From a lean perspective, a failed deployment means inventory (a change set) is still work in progress (WIP) and therefore increasing the batch size. This is what deployment frequency is intending to measure.

Q: Why does re-releasing changes count as multiple deployments? Doesn’t this encourage bad practice?

Deployments are calculated based on successful pipeline deployments to production. However, during measurement we cannot guarantee that deployments based on the same source hash are idempotent - other side effects may be observed: the infrastructure may have been modified externally; operating system upgrades may have been performed; code dependencies may be updated. All these examples contribute to deployment frequency: deploying the same code following an OS upgrade reduces the size of your change and should contribute to your calculations.

This does not prevent attempts to ‘game’ the metric: repeated deployments of an identical environment could artificially increase your deployment frequency.

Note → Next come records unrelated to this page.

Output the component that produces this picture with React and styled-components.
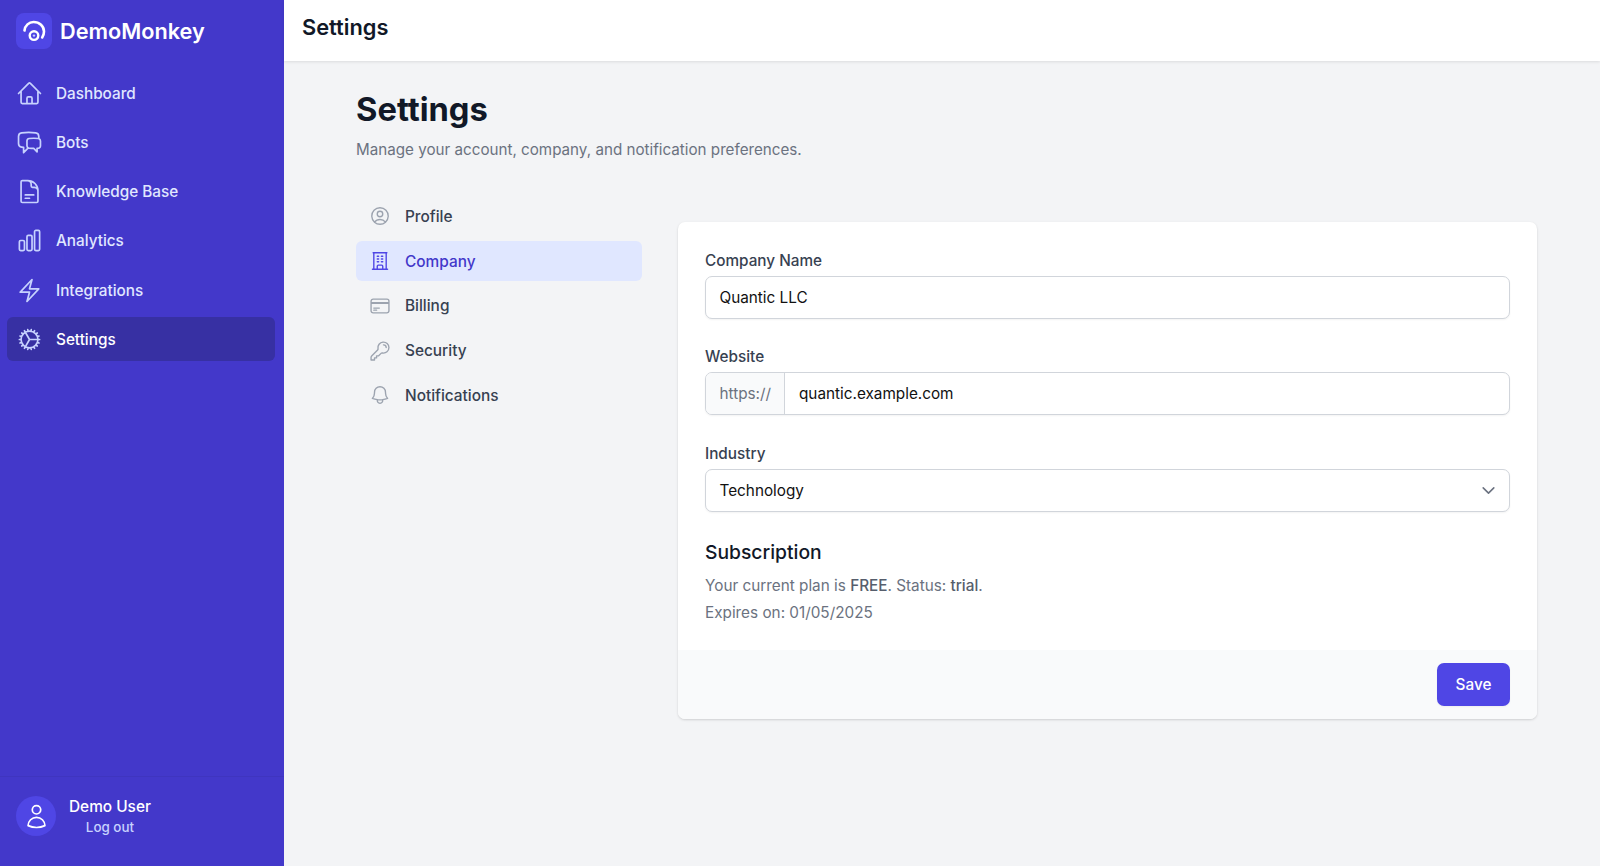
import styled, { createGlobalStyle } from "styled-components";
import {
    HiOutlineHome,
    HiOutlineChatBubbleLeftRight,
    HiOutlineDocumentText,
    HiOutlineChartBar,
    HiOutlineBolt,
    HiOutlineCog,
    HiOutlineUserCircle,
    HiOutlineBuildingOffice,
    HiOutlineCreditCard,
    HiOutlineKey,
    HiOutlineBell,
    HiOutlineUser,
    HiOutlineChevronDown,
} from "react-icons/hi2";

const GlobalStyle = createGlobalStyle`
    * { box-sizing: border-box; }
    html, body { margin: 0; padding: 0; }
    body {
        font-family: Inter, "Liberation Sans", sans-serif;
        background: #f3f4f6;
        color: #111827;
    }
`;

const Shell = styled.div`
    display: flex;
    height: 866px;
    overflow: hidden;
`;

const Sidebar = styled.aside`
    width: 284px;
    flex: none;
    display: flex;
    flex-direction: column;
    background: #4338ca;
`;

const Brand = styled.div`
    height: 61px;
    padding-left: 16px;
    display: flex;
    align-items: center;
    gap: 8px;
    font-size: 21.7px;
    font-weight: 600;
    color: #fff;
`;

const LogoTile = styled.div`
    width: 36px;
    height: 36px;
    border-radius: 8px;
    background: #4f46e5;
    display: flex;
    align-items: center;
    justify-content: center;
`;

const NavList = styled.nav`
    flex: 1;
    padding: 10px 9px 0 7px;
    display: flex;
    flex-direction: column;
    gap: 5.3px;
`;

const NavItem = styled.a`
    height: 44px;
    padding-left: 9px;
    display: flex;
    align-items: center;
    gap: 13px;
    border-radius: 6px;
    font-size: 15.3px;
    font-weight: 450;
    color: ${(p) => (p.$active ? "#fff" : "#e0e7ff")};
    background: ${(p) => (p.$active ? "#3730a3" : "transparent")};
    svg {
        width: 27px;
        height: 27px;
        flex: none;
        color: #c7d2fe;
    }
`;

const UserBar = styled.div`
    height: 90px;
    border-top: 1px solid #3f35bf;
    padding: 19px 16px;
    display: flex;
    gap: 13px;
`;

const Avatar = styled.div`
    width: 40px;
    height: 40px;
    border-radius: 50%;
    background: #4f46e5;
    color: #fff;
    display: flex;
    align-items: center;
    justify-content: center;
    svg {
        width: 27px;
        height: 27px;
    }
`;

const UserText = styled.div`
    display: flex;
    flex-direction: column;
    align-items: center;
`;

const UserName = styled.div`
    font-size: 15.4px;
    font-weight: 450;
    line-height: 22px;
    color: #fff;
`;

const LogOut = styled.div`
    font-size: 13.4px;
    font-weight: 450;
    line-height: 19px;
    color: #c7d2fe;
`;

const Content = styled.div`
    flex: 1;
    min-width: 0;
    display: flex;
    flex-direction: column;
`;

const TopBar = styled.header`
    height: 61px;
    flex: none;
    padding: 0 0 8px 18px;
    display: flex;
    align-items: center;
    background: #fff;
    box-shadow: 0 1px 3px rgba(0, 0, 0, 0.1);
    font-size: 21.8px;
    font-weight: 600;
    color: #111827;
`;

const Main = styled.main`
    flex: 1;
    padding: 26px 63px 0 72px;
`;

const PageTitle = styled.h1`
    margin: 0;
    font-size: 32.7px;
    line-height: 44px;
    font-weight: 700;
    color: #111827;
`;

const PageSub = styled.p`
    margin: 8px 0 0;
    font-size: 15.2px;
    line-height: 22px;
    color: #6b7280;
`;

const Columns = styled.div`
    margin-top: 35px;
    display: flex;
    gap: 36px;
    align-items: flex-start;
`;

const SubNav = styled.nav`
    width: 286px;
    flex: none;
    display: flex;
    flex-direction: column;
    gap: 4.2px;
`;

const SubItem = styled.a`
    height: 40.6px;
    padding-left: 13px;
    display: flex;
    align-items: center;
    gap: 14px;
    border-radius: 6px;
    font-size: 15.4px;
    font-weight: 450;
    color: ${(p) => (p.$active ? "#4338ca" : "#374151")};
    background: ${(p) => (p.$active ? "#e0e7ff" : "transparent")};
    svg {
        width: 22px;
        height: 22px;
        flex: none;
        color: ${(p) => (p.$active ? "#4f46e5" : "#9ca3af")};
    }
`;

const Card = styled.section`
    flex: 1;
    margin-top: 25.7px;
    background: #fff;
    border-radius: 7px;
    box-shadow: 0 1px 3px rgba(0, 0, 0, 0.1), 0 1px 2px rgba(0, 0, 0, 0.06);
    overflow: hidden;
`;

const CardBody = styled.div`
    padding: 28px 27px 23.6px;
    display: flex;
    flex-direction: column;
`;

const Field = styled.div`
    margin-bottom: 27.6px;
`;

const Label = styled.div`
    font-size: 15.3px;
    font-weight: 450;
    line-height: 22px;
    color: #374151;
    margin-bottom: 4px;
`;

const Input = styled.div`
    height: 43px;
    padding: 0 13.5px;
    display: flex;
    align-items: center;
    justify-content: space-between;
    border: 1px solid #d1d5db;
    border-radius: 7px;
    box-shadow: 0 1px 2px rgba(0, 0, 0, 0.05);
    font-size: 15.3px;
    color: #111;
    background: #fff;
    svg {
        width: 17px;
        height: 17px;
        color: #6b7280;
        stroke-width: 2.2;
        margin-right: -1px;
    }
`;

const UrlGroup = styled(Input)`
    padding: 0;
    overflow: hidden;
    justify-content: flex-start;
`;

const UrlPrefix = styled.div`
    width: 79px;
    height: 100%;
    padding-left: 13.5px;
    display: flex;
    align-items: center;
    background: #f9fafb;
    border-right: 1px solid #d1d5db;
    color: #6b7280;
`;

const UrlValue = styled.div`
    padding-left: 14px;
`;

const SectionTitle = styled.h3`
    margin: 0.8px 0 0;
    font-size: 19.3px;
    line-height: 24px;
    font-weight: 500;
    color: #111827;
`;

const PlanText = styled.div`
    margin-top: 7.4px;
    font-size: 15.3px;
    line-height: 27.2px;
    color: #6b7280;
`;

const Strong = styled.span`
    font-weight: 450;
    color: #565e6c;
`;

const CardFooter = styled.div`
    height: 69px;
    padding: 13px 27px;
    display: flex;
    justify-content: flex-end;
    background: #f9fafb;
`;

const SaveButton = styled.button`
    width: 73px;
    height: 43px;
    border: 0;
    border-radius: 7px;
    background: #4f46e5;
    color: #fff;
    font-family: inherit;
    font-size: 15.3px;
    font-weight: 500;
    box-shadow: 0 1px 2px rgba(0, 0, 0, 0.05);
`;

const Logo = () => (
    <svg width="28" height="28" viewBox="0 0 28 28" fill="none" stroke="#fff">
        <path d="M4.5 13.5C5 8.5 9 5 13.5 5c6 0 10.5 4.2 10.5 9.5 0 2.4-.7 4.4-1.8 6" strokeWidth="2.6" strokeLinecap="round" />
        <circle cx="14" cy="18.6" r="4.3" strokeWidth="2.4" />
        <circle cx="14" cy="18.6" r="1.2" fill="#c7d2fe" stroke="none" />
    </svg>
);

const mainNav = [
    { label: "Dashboard", icon: HiOutlineHome },
    { label: "Bots", icon: HiOutlineChatBubbleLeftRight },
    { label: "Knowledge Base", icon: HiOutlineDocumentText },
    { label: "Analytics", icon: HiOutlineChartBar },
    { label: "Integrations", icon: HiOutlineBolt },
    { label: "Settings", icon: HiOutlineCog, active: true },
];

const settingsNav = [
    { label: "Profile", icon: HiOutlineUserCircle },
    { label: "Company", icon: HiOutlineBuildingOffice, active: true },
    { label: "Billing", icon: HiOutlineCreditCard },
    { label: "Security", icon: HiOutlineKey },
    { label: "Notifications", icon: HiOutlineBell },
];

const App = () => {
    return (
        <>
            <GlobalStyle />
            <Shell>
                <Sidebar>
                    <Brand>
                        <LogoTile>
                            <Logo />
                        </LogoTile>
                        DemoMonkey
                    </Brand>
                    <NavList>
                        {mainNav.map((item) => (
                            <NavItem key={item.label} $active={item.active}>
                                <item.icon />
                                {item.label}
                            </NavItem>
                        ))}
                    </NavList>
                    <UserBar>
                        <Avatar>
                            <HiOutlineUser />
                        </Avatar>
                        <UserText>
                            <UserName>Demo User</UserName>
                            <LogOut>Log out</LogOut>
                        </UserText>
                    </UserBar>
                </Sidebar>
                <Content>
                    <TopBar>Settings</TopBar>
                    <Main>
                        <PageTitle>Settings</PageTitle>
                        <PageSub>Manage your account, company, and notification preferences.</PageSub>
                        <Columns>
                            <SubNav>
                                {settingsNav.map((item) => (
                                    <SubItem key={item.label} $active={item.active}>
                                        <item.icon />
                                        {item.label}
                                    </SubItem>
                                ))}
                            </SubNav>
                            <Card>
                                <CardBody>
                                    <Field>
                                        <Label>Company Name</Label>
                                        <Input>Quantic LLC</Input>
                                    </Field>
                                    <Field>
                                        <Label>Website</Label>
                                        <UrlGroup>
                                            <UrlPrefix>https://</UrlPrefix>
                                            <UrlValue>quantic.example.com</UrlValue>
                                        </UrlGroup>
                                    </Field>
                                    <Field>
                                        <Label>Industry</Label>
                                        <Input>
                                            Technology
                                            <HiOutlineChevronDown />
                                        </Input>
                                    </Field>
                                    <SectionTitle>Subscription</SectionTitle>
                                    <PlanText>
                                        Your current plan is <Strong>FREE</Strong>. Status: <Strong>trial</Strong>.
                                        <br />
                                        Expires on: 01/05/2025
                                    </PlanText>
                                </CardBody>
                                <CardFooter>
                                    <SaveButton>Save</SaveButton>
                                </CardFooter>
                            </Card>
                        </Columns>
                    </Main>
                </Content>
            </Shell>
        </>
    );
};

export default App;
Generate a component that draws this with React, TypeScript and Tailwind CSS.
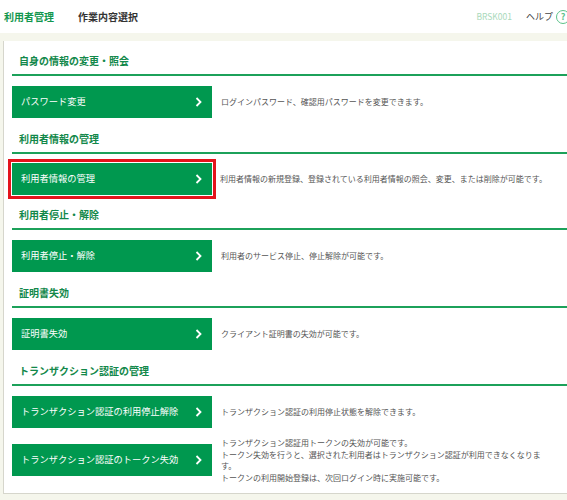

In our opinion this risk is an acceptable trade-off - exercising your deployment pipeline should not have negative consequences. This is also why we do not consider each metric in isolation. Repeated deployments do nothing to improve your lead times; nor your time to restore. Whilst it could artificially reduce your change failure rate, it would not materially reduce the number or impact of your incidents.

Q: How does compute elasticity (autoscaling) affect deployment frequency?

Deployments are calculated based on successful pipeline deployments to production. We do not count auto-scaling events as individual deployments. Autoscaling is an architectural technique to support operational efficiency, scalability and cost optimisation.

Autoscaling is good practice we encourage, but does not contribute to reducing batch size - the goal for measuring deployment frequency.